If England and France are so wonderful, then why do I keep
going back to Italy? La Dolce Vita, of course. Italy is lush and lovely and has
2500 years of culture to permeating the ground. It has my favorite style of food
(I’m a pasta lover), and has Gelato all over the place. If some genie offered
me the following deal: you get an annual trip to Italy, for free, every year,
but it’s the only place in Europe you can go – well, I’d have a hard time
passing that up.
Italy is a great destination during the Spring Break
period. March in Northern Europe is a dreary affair – 45 and drizzly, with
nothing in bloom. By contrast, Italy is shaking off the winter and, though the
trees will still be bare in the north, you can at the least expect comfortable
temperatures for walking. South of Rome the climate is nearly tropical by then.
So for those of us constrained to travel by the school calendar, Italy makes an
ideal Spring Break destination. A major advantage there is cost, which I’ll
cover later: Spring flights and lodging are generally cheaper than summer.

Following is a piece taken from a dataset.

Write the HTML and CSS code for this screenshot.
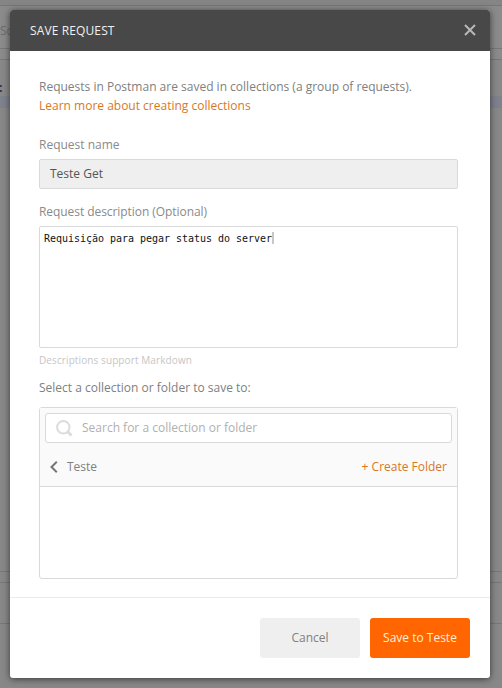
FILE: index.html
```html
<!DOCTYPE html>
<html lang="en">
<head>
<meta charset="utf-8">
<title>Save request</title>
<link rel="stylesheet" href="styles.css">
</head>
<body>
<div class="backdrop">
  <div class="strip strip-top"></div>
  <div class="strip strip-tabs"><span>Sc</span></div>
  <div class="strip strip-gap"></div>
  <div class="strip-code"><b>:</b></div>
  <div class="strip-active"></div>
  <div class="strip strip-body"></div>
  <div class="strip strip-gap-low"></div>
  <div class="strip strip-response"></div>
</div>
<main class="modal">
  <header class="modal-header">
    <h1>SAVE REQUEST</h1>
    <svg class="close" width="12" height="12" viewBox="0 0 12 12"><path d="M1 1l10 10M11 1L1 11"/></svg>
  </header>
  <section class="modal-body">
    <p class="intro">Requests in Postman are saved in collections (a group of requests).</p>
    <a class="learn">Learn more about creating collections</a>
    <div class="label name-label">Request name</div>
    <div class="name-input"><span>Teste Get</span></div>
    <div class="label desc-label">Request description (Optional)</div>
    <div class="editor"><span>Requisição para pegar status do server</span><i class="caret"></i></div>
    <div class="hint">Descriptions support Markdown</div>
    <div class="select-label">Select a collection or folder to save to:</div>
    <div class="picker">
      <div class="picker-top">
        <div class="search">
          <svg width="17" height="17" viewBox="0 0 17 17"><circle cx="7.3" cy="7.3" r="6.2"/><path d="M12 12l3.5 3.5"/></svg>
          <span>Search for a collection or folder</span>
        </div>
        <div class="crumbs">
          <svg width="8" height="12" viewBox="0 0 8 12"><path d="M6.8 .8L1.5 6l5.3 5.2"/></svg>
          <span class="crumb">Teste</span>
          <a class="create">+ Create Folder</a>
        </div>
      </div>
    </div>
  </section>
  <footer class="modal-footer">
    <div class="button cancel"><span>Cancel</span></div>
    <div class="button save"><span>Save to Teste</span></div>
  </footer>
</main>
</body>
</html>
```
FILE: styles.css
```css
* { box-sizing: border-box; }
body {
  margin: 0;
  width: 502px;
  height: 688px;
  overflow: hidden;
  padding: 10px 12px 10px 10px;
  font: 12px/18px "Open Sans", sans-serif;
  color: #808080;
  background: #888;
}
span, a { white-space: nowrap; }

/* dimmed application behind the dialog */
.backdrop {
  position: absolute;
  inset: 0;
  display: flex;
  flex-direction: column;
  overflow: hidden;
}
.strip { border-bottom: 1px solid #777; flex: none; }
.strip-top { height: 6px; background: #858585; }
.strip-tabs { height: 43px; padding-top: 16px; background: #8b8b8b; color: #6b6b6b; }
.strip-gap { height: 11px; background: #8b8b8b; }
.strip-code { height: 36px; flex: none; padding-top: 20px; color: #25304b; line-height: 16px; }
.strip-code b { display: block; margin-left: -1px; }
.strip-active { height: 12px; flex: none; background: #7e828d; }
.strip-body { height: 464px; }
.strip-gap-low { height: 11px; }
.strip-response { height: 41px; }

.modal {
  position: relative;
  width: 480px;
  height: 668px;
  display: flex;
  flex-direction: column;
  background: #fff;
  border-radius: 3px;
  overflow: hidden;
  box-shadow: 0 1px 7px rgba(0, 0, 0, .6);
}
.modal-header {
  height: 41px;
  flex: none;
  display: flex;
  align-items: center;
  justify-content: space-between;
  padding: 0 14px 0 20px;
  background: #484848;
}
h1 { margin: 0; font-size: 12px; font-weight: 400; letter-spacing: .12px; color: #f0f0f0; }
svg { flex: none; fill: none; }
.close { position: relative; top: -1px; stroke: #b8b8b8; stroke-width: 2; }

.modal-body { flex: 1; padding: 26px 32px 0 29px; }
.intro { margin: 0; line-height: 19px; }
.learn { display: block; line-height: 19px; color: #d9771f; }
.label { color: #8a8a8a; }
.name-label { margin-top: 21px; }
.name-input {
  margin-top: 5px;
  height: 30px;
  display: flex;
  align-items: center;
  padding-left: 10px;
  border: 1px solid #d9d9d9;
  border-radius: 2px;
  background: #efefef;
  color: #555;
}
.desc-label { margin-top: 14px; letter-spacing: -.06px; }
.editor {
  margin-top: 5px;
  height: 122px;
  display: flex;
  align-items: flex-start;
  padding: 5px 4px;
  border: 1px solid #d9d9d9;
  border-radius: 2px;
  font: 10px/13px "DejaVu Sans Mono", monospace;
  letter-spacing: -.02px;
  color: #111;
}
.caret { width: 2px; height: 12px; background: #c8c8c8; }
.hint { margin-top: 4px; height: 17px; font-size: 10px; line-height: 16px; letter-spacing: .1px; color: #c6c6c6; }
.select-label { margin-top: 10px; }
.picker {
  margin-top: 10px;
  height: 172px;
  border: 1px solid #d9d9d9;
  border-radius: 3px;
}
.picker-top { height: 79px; padding: 5px; background: #fafafa; border-bottom: 1px solid #d9d9d9; }
.search {
  height: 30px;
  display: flex;
  align-items: center;
  gap: 9px;
  padding-left: 10px;
  border: 1px solid #d9d9d9;
  border-radius: 3px;
  background: #fff;
  color: #b0b0b0;
}
.search svg { stroke: #dcdcdc; stroke-width: 2; }
.search path { stroke-width: 3; }
.crumbs { height: 38px; display: flex; align-items: center; padding: 10px 5px 0 5px; }
.crumbs svg { stroke: #757575; stroke-width: 2; }
.crumb { margin-left: 9px; }
.create { margin-left: auto; color: #d9771f; }

.modal-footer {
  height: 81px;
  flex: none;
  display: flex;
  justify-content: flex-end;
  gap: 10px;
  padding: 20px 20px 0;
  border-top: 1px solid #ececec;
}
.button {
  width: 100px;
  height: 40px;
  display: flex;
  align-items: center;
  justify-content: center;
  border-radius: 3px;
}
.cancel { background: #efefef; }
.save { background: #ff6500; color: #ffeeda; }
```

Unlike England or France, though, I consider the capital, Rome,
to be the lesser of Italy’s great family destinations. B+, in my book. It has
the iconic locations – the Colosseum & St. Peters, to start. The Pantheon
to a lesser degree (its size is impressive by itself, but more because of how
intact it is, for its age). Rome has gelato, and lots of it. It has plenty of
street pizza. And a Mascarpone Pie at Pizza Est Est Est that was delicious.
It also has ruins, and lots of them. I love ruins. Some
ruins are tangibly evocative and compelling, I especially think of Jumièges
Abbey in Normandy. Many of the Roman ruins, though, require a good deal of
knowledge and even more imagination. I think of the Forum, mostly: outlines of
buildings in the ground, and the patch of stone where Caesar may or may not
have been stabbed. Many kids
wouldn’t easily be able to conjure it all up, though you can show them Ben
Hur and see what happens (I’m not screening Gladiator for my boys
for a few more years).
And that’s the point – I take Rome as an adult destination.
Just look at the iconic movies set there: La Dolce Vita, The Bicycle
Thief, Roman Holiday. You have to know something about life to
really enjoy Rome. My recommendation: wait until your kids are in college, and
invite them for a cocktail at the Hassler. Then send them off on their own way
– backpacks and hostels -- while you and yours contemplate the Spanish Steps.
For the rest of the tour, I’ll start South. I think Sicily,
C+, is a tough sell; poorer tourist amenities and a lack of “wow” destinations
keep it off my list. There are better places for beaches.
Naples, B-, fares only a little better. Yes, it’s the
birthplace of pizza, and the harbor is supposed to be spectacular, but I’m not
dragging my kids up a volcano. And I’m still freaked out, at 44, by the plaster cast
people in Pompeii, I don’t think my kids need that.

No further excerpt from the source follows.